India’s Prime Minister in his opening remarks at the summit pledged to ease custom duties, open transport links and push forward other trade liberalisation methods including stamping business visa valid for three to five years for SAARC. But no timeline has been given for these efforts. Experts insist SAARC requires substantial investment in basic infrastructures to address the issue of physical connectivity. The Asian Development Bank has estimated that South Asia needs an annual investment of $ 250 billion over the next 10 years to bridge the investment gaps on infrastructures.
But there is a huge funding bottleneck. Limited funding is available through multilateral financing institutions. The South Asian Development Fund (SADF) is not yet operational to be able to fund infrastructure projects.
Attempts to make the fund larger have so far been unsuccessful leaving experts to suggest tapping the Asian Infrastructure Investment Bank (AIIB), backed by China. Five South Asian countries – Bangladesh, Nepal, India, Pakistan and Sri Lanka – are already signatories to the institution. They also advocate active participation on China’s 21st Century Maritime Silk Route policy.
China itself has shown enthusiasm by becoming increasingly involved in SAARC with President Xi Jingping visiting Maldives, Sri Lanka and India in September. Nonetheless broad consensus is yet to be reached among SAARC members on whether to allow China a seat on the organisation and elevate it from Observer status it has maintained since 2006.

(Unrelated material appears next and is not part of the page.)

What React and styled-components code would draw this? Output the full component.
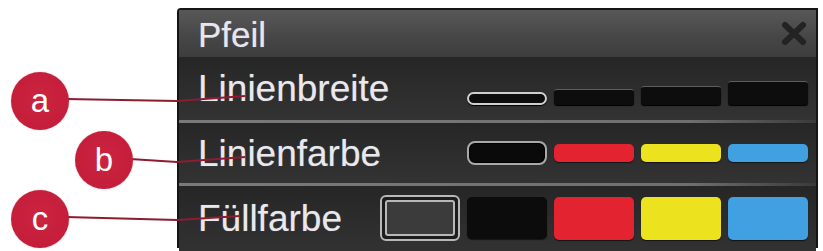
import React from "react";
import styled, { createGlobalStyle } from "styled-components";

const Global = createGlobalStyle`
  html, body { margin: 0; padding: 0; background: #ffffff; }
  body { font-family: "Liberation Sans", Arial, sans-serif; }
`;

const Stage = styled.div`
  position: relative;
  width: 823px;
  height: 251px;
  box-sizing: border-box;
  padding: 8px 0 0 177px;
  overflow: hidden;
`;

const Panel = styled.div`
  width: 641px;
  height: 240px;
  box-sizing: border-box;
  border: 2px solid #151515;
  border-top-left-radius: 4px;
  background: #2c2c2c;
  display: flex;
  flex-direction: column;
`;

const TitleBar = styled.div`
  height: 47px;
  flex: none;
  display: flex;
  align-items: center;
  justify-content: space-between;
  padding: 0 9px 0 19px;
  background: linear-gradient(#585858, #474747 55%, #3d3d3d);
`;

const Title = styled.span`
  font-size: 35px;
  color: #e6e6ee;
  line-height: 1;
  margin-top: 2px;
  text-shadow: 0 0 1px rgba(255, 255, 255, 0.4);
`;

const CloseIcon = styled.svg`
  width: 26px;
  height: 25px;
  filter: blur(0.6px);
`;

const Row = styled.div`
  position: relative;
  flex: none;
  height: ${(p) => p.$h}px;
  display: flex;
  align-items: center;
  justify-content: space-between;
  padding: 0 8px ${(p) => p.$pb || 0}px 19px;
  background: linear-gradient(#262626, #2e2e2e 60%, #333333);
  border-bottom: ${(p) => (p.$sep ? "3px solid transparent" : "none")};
  border-image: ${(p) =>
    p.$sep
      ? "linear-gradient(90deg, #7a7a7a, #6f6f6f 80%, #3a3a3a) 1"
      : "none"};
  border-image-width: 0 0 3px 0;
`;

const Label = styled.span`
  font-size: 37px;
  line-height: 1;
  color: #e8e8ee;
  text-shadow: 0 0 1px rgba(255, 255, 255, 0.35);
`;

const Swatches = styled.div`
  display: grid;
  grid-template-columns: repeat(${(p) => p.$n}, 80px);
  column-gap: 7px;
  align-items: ${(p) => p.$align || "center"};
  height: ${(p) => p.$h}px;
  margin-top: ${(p) => p.$mt || 0}px;
`;

const LineSwatch = styled.div`
  box-sizing: border-box;
  height: ${(p) => p.$h}px;
  background: #0d0d0d;
  border-radius: ${(p) => (p.$selected ? "7px" : "3px")};
  border: ${(p) => (p.$selected ? "2px solid #cfcfcf" : "none")};
  border-top: ${(p) => (p.$selected ? "2px solid #cfcfcf" : "1px solid #5e5e5e")};
  box-shadow: 0 1px 1px #000;
`;

const ColorSwatch = styled.div`
  box-sizing: border-box;
  height: ${(p) => p.$h}px;
  background: ${(p) => p.$c};
  border-radius: ${(p) => p.$r || 5}px;
  border: ${(p) => (p.$selected ? "2px solid #a9a9a9" : "none")};
  box-shadow: ${(p) => (p.$selected ? "inset 0 0 0 1px #000" : "0 1px 1px rgba(0,0,0,0.6)")};
`;

const EmptyFill = styled.div`
  box-sizing: border-box;
  height: 46px;
  border: 2px solid #b8b8b8;
  border-radius: 6px;
  padding: 3px;
  background: #1c1c1c;
  display: flex;
`;

const EmptyInner = styled.div`
  flex: 1;
  border: 2px solid #b8b8b8;
  border-radius: 3px;
  background: #3b3b3b;
`;

const Overlay = styled.svg`
  position: absolute;
  left: 0;
  top: 0;
  width: 823px;
  height: 251px;
  pointer-events: none;
`;

const Callout = styled.div`
  position: absolute;
  left: ${(p) => p.$x - 29}px;
  top: ${(p) => p.$y - 29}px;
  width: 58px;
  height: 58px;
  border-radius: 50%;
  background: radial-gradient(circle at 50% 45%, #cc2340 0%, #c41e3a 70%, #b81a35 100%);
  color: #ffffff;
  font-size: 33px;
  line-height: 58px;
  text-align: center;
  box-shadow: 0 0 1px rgba(180, 20, 50, 0.6);
`;

const lineSwatches = [
  { h: 13, selected: true },
  { h: 16 },
  { h: 19 },
  { h: 24 },
];

const colors = ["#e3232f", "#ece21e", "#41a0e2"];

export default function App() {
  return (
    <>
      <Global />
      <Stage>
        <Panel>
          <TitleBar>
            <Title>Pfeil</Title>
            <CloseIcon viewBox="0 0 26 25">
              <path
                d="M4 4 L22 21 M22 4 L4 21"
                stroke="#232323"
                strokeWidth="6"
                strokeLinecap="round"
              />
            </CloseIcon>
          </TitleBar>
          <Row $h={63} $sep>
            <Label>Linienbreite</Label>
            <Swatches $n={4} $h={26} $mt={6} $align="end">
              {lineSwatches.map((s, i) => (
                <LineSwatch key={i} $h={s.h} $selected={s.selected} />
              ))}
            </Swatches>
          </Row>
          <Row $h={60} $sep>
            <Label>Linienfarbe</Label>
            <Swatches $n={4} $h={24}>
              <ColorSwatch $h={24} $c="#0a0a0a" $r={8} $selected />
              {colors.map((c) => (
                <ColorSwatch key={c} $h={18} $c={c} />
              ))}
            </Swatches>
          </Row>
          <Row $h={64} $pb={8}>
            <Label>Füllfarbe</Label>
            <Swatches $n={5} $h={46}>
              <EmptyFill>
                <EmptyInner />
              </EmptyFill>
              <ColorSwatch $h={42} $c="#0c0c0c" />
              {colors.map((c) => (
                <ColorSwatch key={c} $h={43} $c={c} />
              ))}
            </Swatches>
          </Row>
        </Panel>
        <Overlay viewBox="0 0 823 251">
          <g fill="none" stroke="#8e1b30" strokeWidth="2" strokeLinejoin="round">
            <polyline points="66,99 177,101 245,96" />
            <polyline points="130,159 177,162 245,157" />
            <polyline points="66,217 177,220 240,216" />
          </g>
        </Overlay>
        <Callout $x={40} $y={101}>a</Callout>
        <Callout $x={104} $y={160}>b</Callout>
        <Callout $x={40} $y={219}>c</Callout>
      </Stage>
    </>
  );
}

Adding to complicated geo-politics is historic rivalries, especially between Indian and Pakistan, which is threatening to derail crucial agreements at the 18th SAARC Summit. Despite calls from all leaders to push ahead with integration, reports have indicated Pakistan is unprepared to sign three separate SAARC Framework Agreements on railways, motor vehicles and energy cooperation.
However, during the leaders’ retreat on Thursday Indian Prime Minister Narendra Modi was seen greeting his Pakistani counterpart, sparking hopes that the nearly three-decade organisation can finally move forward to collective prosperity.